NORTHING 438. CHURCH FENTON to SKIPWITH COMMON (ALMOST)

In this area are scattered some delightful small villages of which we knew very little, a combination of limestone and red bricks giving each one a friendly feel. We are getting to know them and today visit several.

Church Fenton is a long village street with a community shop and a couple of pubs, one doing better than the other. My thoughts today were to photo all the pubs we passed but I kept forgetting. More importantly, there is a railway station. East Coast mainline trains rush through but there is a stopping service to Leeds and York adding to our thoughts that these villages are commuter dormitories.

We opt for a quiet lane rather than muddy fields around an old RAF aerodrome, there is no sign of life this morning.

Rather out of the blue in this flat landscape, we climb stairs to cross that main rail line, a couple of trains thunder through shaking the bridge alarmingly.

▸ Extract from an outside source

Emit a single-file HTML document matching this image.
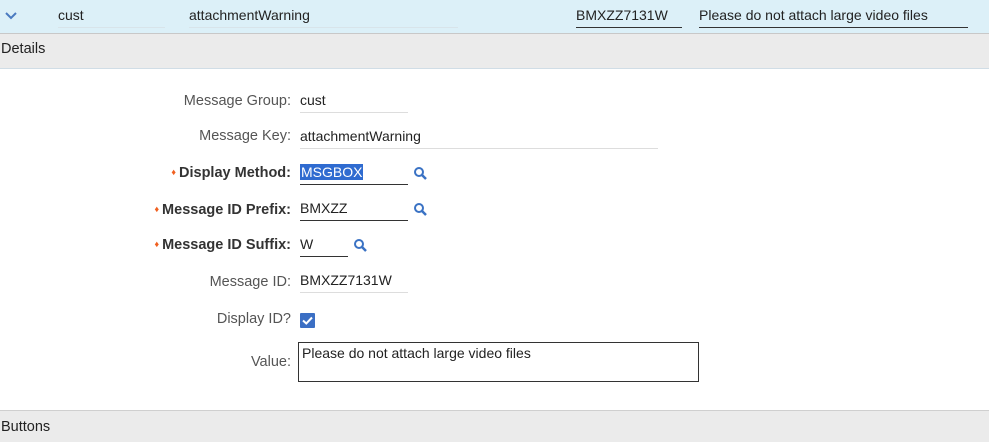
<html><head><style>
body{margin:0;width:989px;height:441px;position:relative;font-family:"Liberation Sans",sans-serif;font-size:14px;color:#222;background:#fff;overflow:hidden}
.a{position:absolute;white-space:nowrap}
.lbl{position:absolute;right:698px;text-align:right;color:#555;white-space:nowrap;font-size:14.5px}
.req{color:#333;font-weight:bold}
.req:before{content:"\2666";color:#f06020;font-size:9px;margin-right:3px;vertical-align:2px}
.f{position:absolute;left:300px;height:20px;border-bottom:1px solid #ddd;white-space:nowrap}
.fd{border-bottom:1px solid #333}
</style></head><body>
<div class="a" style="left:0;top:0;width:989px;height:33px;background:#dcf0f8;border-bottom:1px solid #c8c8c8"></div>
<svg class="a" style="left:5px;top:12px" width="12" height="8"><path d="M1 1L6 6L11 1" stroke="#4a7ac0" stroke-width="2" fill="none"/></svg>
<div class="a" style="left:58px;top:7px;width:107px;height:20px;border-bottom:1px solid #d8e4ea">cust</div>
<div class="a" style="left:189px;top:7px;width:269px;height:20px;border-bottom:1px solid #d8e4ea">attachmentWarning</div>
<div class="a" style="left:576px;top:7px;width:106px;height:20px;border-bottom:1px solid #333">BMXZZ7131W</div>
<div class="a" style="left:699px;top:7px;width:269px;height:20px;border-bottom:1px solid #333">Please do not attach large video files</div>
<div class="a" style="left:0;top:34px;width:989px;height:34px;background:#ebebeb;border-bottom:1px solid #d0dde6"></div>
<div class="a" style="left:1px;top:41px;font-size:14.5px">Details</div>

<div class="lbl" style="top:93px">Message Group:</div>
<div class="f" style="top:92px;width:108px">cust</div>
<div class="lbl" style="top:128px">Message Key:</div>
<div class="f" style="top:128px;width:358px">attachmentWarning</div>
<div class="lbl req" style="top:165px">Display Method:</div>
<div class="f fd" style="top:164px;width:108px"><span style="background:#2f6bd0;color:#fff;padding:0 1px">MSGBOX</span></div>
<div class="lbl req" style="top:202px">Message ID Prefix:</div>
<div class="f fd" style="top:200px;width:108px">BMXZZ</div>
<div class="lbl req" style="top:237px">Message ID Suffix:</div>
<div class="f fd" style="top:236px;width:48px">W</div>
<div class="lbl" style="top:274px">Message ID:</div>
<div class="f" style="top:272px;width:108px">BMXZZ7131W</div>
<div class="lbl" style="top:311px">Display ID?</div>
<svg class="a" style="left:300px;top:313px" width="15" height="15"><rect width="15" height="15" rx="1" fill="#3b6fc4"/><path d="M3 7.5L6.3 10.5L12 4.5" stroke="#fff" stroke-width="2" fill="none"/></svg>
<div class="lbl" style="top:354px">Value:</div>
<div class="a" style="left:298px;top:342px;width:401px;height:40px;border:1px solid #333;padding:2px 3px;box-sizing:border-box">Please do not attach large video files</div>

<svg class="a" style="left:413px;top:166px" width="15" height="15"><circle cx="6" cy="6" r="4" stroke="#3a72c4" stroke-width="2" fill="none"/><path d="M9 9L13 13" stroke="#3a72c4" stroke-width="2.5"/></svg>
<svg class="a" style="left:413px;top:202px" width="15" height="15"><circle cx="6" cy="6" r="4" stroke="#3a72c4" stroke-width="2" fill="none"/><path d="M9 9L13 13" stroke="#3a72c4" stroke-width="2.5"/></svg>
<svg class="a" style="left:353px;top:238px" width="15" height="15"><circle cx="6" cy="6" r="4" stroke="#3a72c4" stroke-width="2" fill="none"/><path d="M9 9L13 13" stroke="#3a72c4" stroke-width="2.5"/></svg>

<div class="a" style="left:0;top:410px;width:989px;height:31px;background:#ebebeb;border-top:1px solid #cfcfcf"></div>
<div class="a" style="left:1px;top:419px;font-size:14.5px">Buttons</div>
</body></html>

A quieter stretch through ploughed fields but fortunately on good tracks and we enter Cawood on the Wolsey Way, more of him later. The village is built around an old medieval manor site, the Garth, which the village own as an open space. We wander into it over a ditch which despite its modest size was used to transport limestone out of the area for buildings in Southern cities. The outline of a moat is clearly seen on the ground. Hidden behind trees is the original gatehouse to the castle and adjacent banqueting hall, the only traces remaining.  An information board tells the history; how the Archbishops of York owned it, how Cardinal Wolsey was arrested here for high treason and the link to Humpty Dumpty, and how the Garth was saved from development by the crested newt. https://en.wikipedia.org/wiki/Cawood_Castle

Through the town with its brick houses and narrow streets, two pubs with different fates.

We cross the River Ouse on a fine metal swing bridge which won’t be used for shipping very often.

Once across we use a path on the raised flood embankment into Kelfield with its closed pub and seemingly inadequate flood defences. Lunch is taken in a very comfortable bus stop. Several of the older buildings in this locality have moats and there is one to see just along the lane.

We progress on continued good paths alongside the prosaically named Main Drain, the water flow is considerable given the lack of a discernable incline. One has to be on the alert to mischievous gates. The Watermill Bridge is a bit of an anticlimax. Riccall is another interesting village with a large church.

Once on King Rudding Lane all we have to do is walk back to the car but there is more about this place than is obvious. An information board tells us of its ecology, coal mines, and a wartime aerodrome. The country park car park where everyone is heading is not where we parked this morning so we have more to find tomorrow.

Our walk is finished just after 3pm, ideal to drive back to our comfortable hotel in Hambleton, The Owl.